So this week has been a good one for sure. The language is really progressing. Our district came to the decision that once a week we go on an "English fast". How this works is our whole district is not aloud to speak English until dinner that day. Some would argue that's a little crazy, but honestly Russia won't be any different, So why not be prepared? I think it would be more crazy not to prep for the dive into the Russian Language. It would be really crazy to build the ark right as it's starting to rain. So we might as well be somewhat ready.
On a more spiritual note, during the Tuesday night devotional, the head director of volunteers for the church spoke to all of us regarding our purpose and gave us some advice. I really enjoyed some of his points and have felt the impression of sharing some of them. They seem applicable to more than just our volunteer work. (Please bear with the cheesy headlines.)
1. Don't pretend to be something you're not.
Simply because you are a volunteer for the church, or involved in any other career, does not mean you are to change who you are to meet the stereotype of that position. There is a reason people have different skills and personalities. In music, harmony is not every voice sounding the same. Use your talents, quirks, and everything that you are to better whatever field you're in.
2. When you're dealing with an inward problem, don't turn farther inward, but outward instead.
I would say that 75% of problems that we deal with personally are because we turn farther inward. Example: I feel sad today, so I'm going to just sit and think about how sad I am and say to myself, "People should look at ME and say that MY life is so hard." I'm not saying I'm guiltless in this. It's human to do this and often done without realizing it, but that doesn't change the fact that it's a self-centered reaction to your problem. The kicker is that it will make your problem worse. Now that we've established the selfishness of turning inward, lets touch on outward. Turning outward is reacting to discouragement by forgetting ones own problem to help someone deal with their own problems. This is hard to do at times, but there are many blessings in doing this. I will not elaborate on this, but I will reiterate it's importance by saying that turning outward makes us forget those personal problems that have no place or reason.
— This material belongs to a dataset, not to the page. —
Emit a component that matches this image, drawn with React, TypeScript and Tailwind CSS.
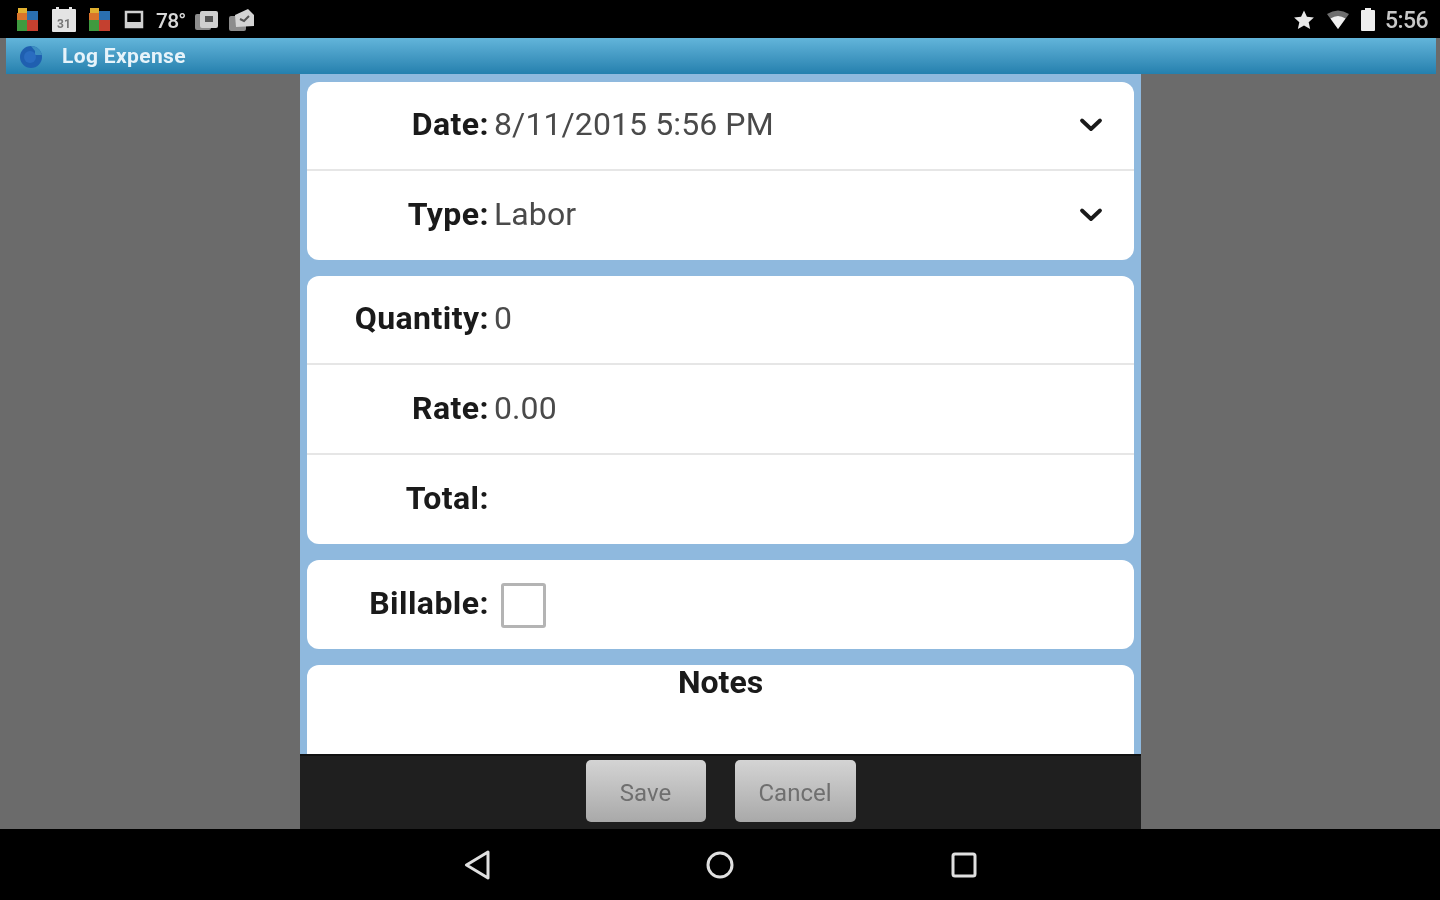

3. The people in your heart can't hear what’s in it.
I'd say this is the cheesiest line, but also the most important one. It's fairly simple. Let the people you love know that. It's too common that we believe people know what we're thinking. To some's surprise this is not true. If you care about someone deeply, let them know. We don't know how much time we have or when those words will help another, so say it often.
If this was a little heavy or comes off as me telling you how to live your life, that was not my intention. I'm sharing it because I feel these things will be useful and I believe that they will better our lives if applied correctly.
So Story time (blog safe version)
So this is actually a very, very political story for story time, so if you can't handle that, exit now. (This line should be read with much sarcasm.)
The Ghulstook Accords
With us having 9 hours of classroom time and all the other things in between, we often find ourselves longing for some entertainment without breaking any serious mission rules. The hunt was long until a glorious new way to entertain ourselves was found...stealing stuff. Now just to be clear, nothing is being illegally stolen, and the victims of theft are thieves as well. Anyway, the two main contenders in this large game are Elder Harmon and I. It started with stealing flashcards, books, and other little things from each other. Little did we know that this little game of fun would become an ongoing silent war of stealing between the whole district. At the peak of the Team Harmon and Team Johnson conflict, some heavy blows were landed. I woke up one morning, shaved, got dressed, and then found that all of my ties were missing. Who would steal my ties in the dead of night?...Harmon. I searched for Harmon that morning and found that he and all of team Harmon were wearing my beautiful ties. In reaction to this, I pick pocketed the room key off of the weaker link of Team Harmon. The plan from then on was to steal everything (all but a pair of socks). In the middle of this plan of striking back, we were approached by team Harmon. Through a long diplomatic council, we had written what would be called the The Ghulstook Accords. The Word "GhulStook" is not a real word, but if said correctly, It translates to "tie" in Russian. The Ghulstook accords, along with the dissolving of the great nations of Johnson and Harmon, states the following:
-One who steals must be expected to be stolen from.
-No stealing of personal items (keys, letters, scriptures, and most importantly food)
-Items will be returned if the victim realized the item has been stolen
-If the victim does not realize the item has been stolen after 24 hours, the item will be returned and the victim will be made fun of.
-Those who sign this document are vulnerable to theft, but are also enabled to steal from anyone who has also signed this document.
-Failure to observe The Ghulstook Accords will result in banishment from any competition for an undisclosed amount of time.
The document was signed and sealed with a ceremonial plank competition. Now that official rules were set to this wonderful competition, many backed out, but there are still many (including Harmon and I) who have signed this sacred document. So the battle between Harmon and I still rages. For example, he stole my camera last night and left a few gifts.